Airhelp-Chef: „Verantwortung liegt bei den Fluggesellschaften“
Die Kritik, der seitens des Deutschen Richterbunds unter anderem gegenüber der Deutschen Presseagentur geäußert wurde, will Airhelp-Geschäftsführer Tomasz Pawliszyn so nicht stehen lassen. Nicht die Legaltechs würden dazu führen, dass mehr Fälle vor Gericht landen, sondern das Verhalten der Fluggesellschaften wäre die Ursache.
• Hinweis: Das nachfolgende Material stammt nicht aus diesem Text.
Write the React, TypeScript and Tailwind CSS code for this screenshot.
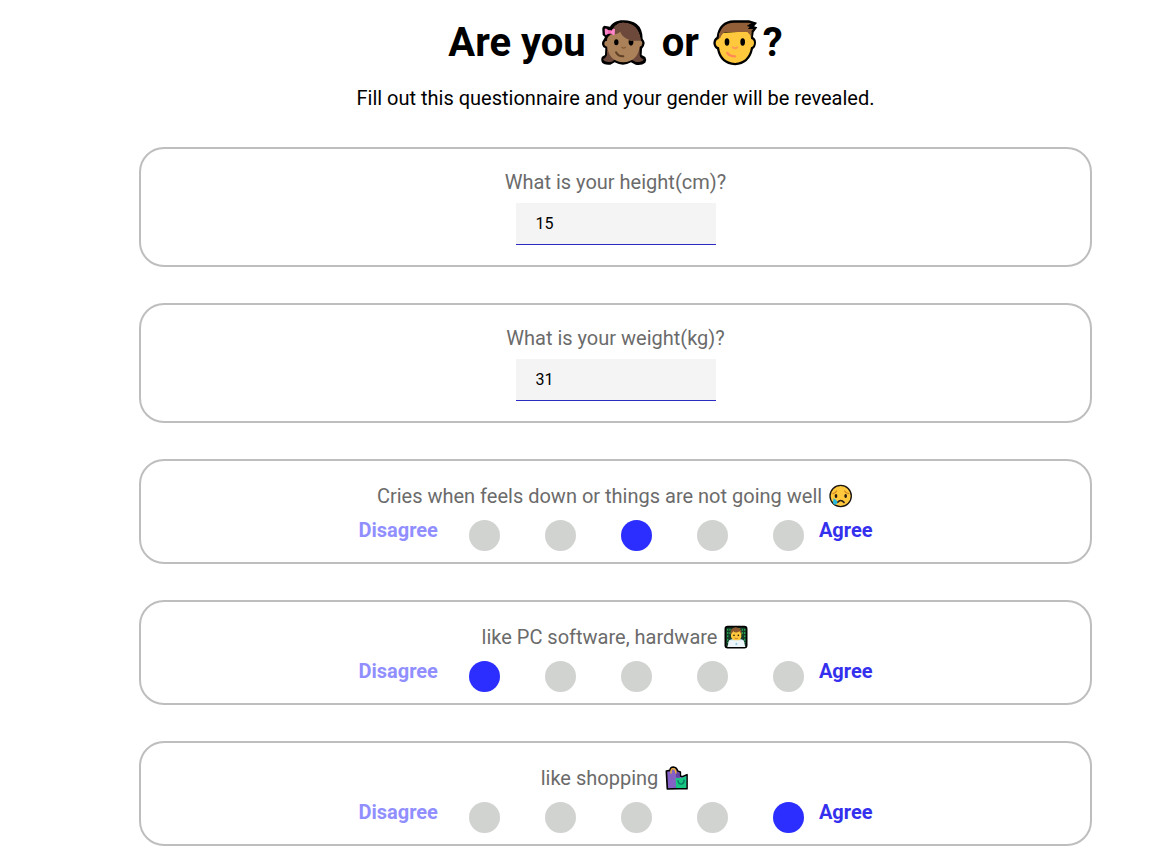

„Wir sind schockiert über das derzeitige Verhalten einiger Fluggesellschaften in Deutschland. Dies macht das Land zu einem Negativbeispiel in Europa. Die Fluggesellschaften müssen unbedingt die Gesetze achten. Sind die Gerichte überlastet, lässt sich dies leicht dadurch beheben, indem die Fluggesellschaften ihren Teil zur Lösung der Fälle beitragen. Wir legen großen Wert darauf, die Gültigkeit der Ansprüche der Passagiere sicherzustellen. Wir prüfen jeden Anspruch anhand mehrerer Flugberichte und unserer eigenen umfangreichen Datenbank. Unsere fortschrittlichen automatisierten Systeme gewährleisten, dass die Forderungen unserer Kundinnen und Kunden berechtigt sind. Airlines wissen, dass sie unseren Daten vertrauen können. Ein Beweis hierfür: 90 Prozent der Fälle, in denen Fluggesellschaften sich weigern, Ansprüche ihrer Passagiere anzuerkennen, gewinnen wir vor Gericht. Wir von AirHelp werden weiterhin für die Rechte unserer Kundinnen und Kunden kämpfen“, so der Manager. „Die Verantwortung für die überlasteten Gerichte sehen wir bei den Fluggesellschaften, die Passagiere überhaupt erst in die Lage bringen, den Rechtsweg einschlagen zu müssen. Wären die Airlines kooperativer und würden sie die Rechte der Betroffenen achten sowie ihren Pflichten nachgehen, dann könnten Passagieren und Gerichten langwierige Prozesse erspart werden“.